* [Written problem]:
Filter for the word "index" and keep each matching line.

──────── Data section ────────

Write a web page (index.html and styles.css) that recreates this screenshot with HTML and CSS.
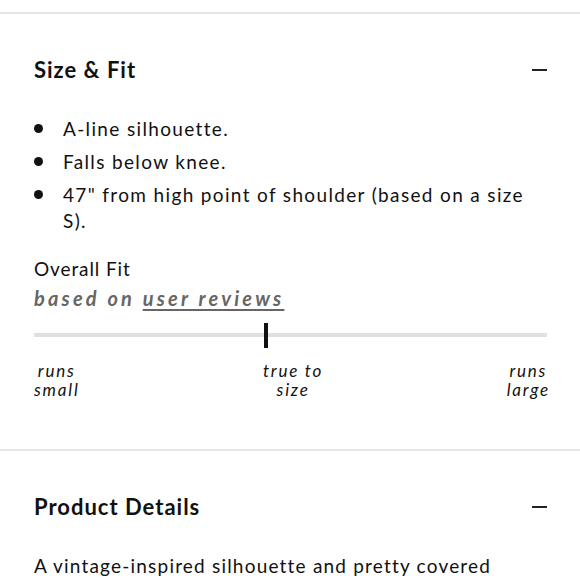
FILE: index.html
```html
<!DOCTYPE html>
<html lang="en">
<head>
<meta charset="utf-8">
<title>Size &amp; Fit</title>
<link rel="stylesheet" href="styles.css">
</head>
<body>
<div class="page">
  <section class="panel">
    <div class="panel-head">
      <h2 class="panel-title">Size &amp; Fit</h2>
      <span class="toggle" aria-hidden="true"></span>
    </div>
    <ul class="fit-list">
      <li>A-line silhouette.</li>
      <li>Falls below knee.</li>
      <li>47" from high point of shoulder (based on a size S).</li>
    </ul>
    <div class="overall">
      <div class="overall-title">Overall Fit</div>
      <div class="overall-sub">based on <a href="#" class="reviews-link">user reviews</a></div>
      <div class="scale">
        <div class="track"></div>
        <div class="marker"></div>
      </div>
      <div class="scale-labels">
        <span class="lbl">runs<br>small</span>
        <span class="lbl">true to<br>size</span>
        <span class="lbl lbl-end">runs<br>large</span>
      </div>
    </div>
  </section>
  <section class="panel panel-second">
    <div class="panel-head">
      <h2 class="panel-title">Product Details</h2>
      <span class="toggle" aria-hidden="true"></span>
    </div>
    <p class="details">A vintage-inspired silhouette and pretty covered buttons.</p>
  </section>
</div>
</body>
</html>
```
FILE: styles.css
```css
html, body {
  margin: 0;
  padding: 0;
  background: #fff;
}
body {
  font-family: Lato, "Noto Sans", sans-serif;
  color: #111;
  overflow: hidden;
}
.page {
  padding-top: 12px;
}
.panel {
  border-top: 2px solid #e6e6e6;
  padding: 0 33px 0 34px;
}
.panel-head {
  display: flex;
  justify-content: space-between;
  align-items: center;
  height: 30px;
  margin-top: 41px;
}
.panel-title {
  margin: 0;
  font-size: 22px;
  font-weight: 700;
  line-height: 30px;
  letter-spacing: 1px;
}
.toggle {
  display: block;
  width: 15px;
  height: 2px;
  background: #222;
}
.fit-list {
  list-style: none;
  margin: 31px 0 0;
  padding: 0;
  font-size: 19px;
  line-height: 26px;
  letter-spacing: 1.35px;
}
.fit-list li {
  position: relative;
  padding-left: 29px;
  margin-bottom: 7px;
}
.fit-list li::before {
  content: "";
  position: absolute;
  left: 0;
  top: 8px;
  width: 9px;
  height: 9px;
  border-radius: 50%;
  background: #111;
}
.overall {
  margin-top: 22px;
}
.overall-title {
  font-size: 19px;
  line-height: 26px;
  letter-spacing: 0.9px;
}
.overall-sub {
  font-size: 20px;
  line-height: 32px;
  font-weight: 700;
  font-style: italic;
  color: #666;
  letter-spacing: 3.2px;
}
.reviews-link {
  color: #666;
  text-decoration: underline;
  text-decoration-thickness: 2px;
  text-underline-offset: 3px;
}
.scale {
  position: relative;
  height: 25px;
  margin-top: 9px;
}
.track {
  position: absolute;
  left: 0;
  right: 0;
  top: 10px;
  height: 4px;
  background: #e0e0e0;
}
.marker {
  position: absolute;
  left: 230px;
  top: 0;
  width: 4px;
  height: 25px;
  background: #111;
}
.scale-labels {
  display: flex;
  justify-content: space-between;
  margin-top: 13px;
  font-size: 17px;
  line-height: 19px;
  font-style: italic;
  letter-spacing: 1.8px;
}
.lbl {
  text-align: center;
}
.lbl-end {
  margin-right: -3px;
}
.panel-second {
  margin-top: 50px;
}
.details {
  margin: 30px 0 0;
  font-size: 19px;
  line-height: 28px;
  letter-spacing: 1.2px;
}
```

────────

* [Solution for this problem]:
Write a web page (index.html and styles.css) that recreates this screenshot with HTML and CSS.
FILE: index.html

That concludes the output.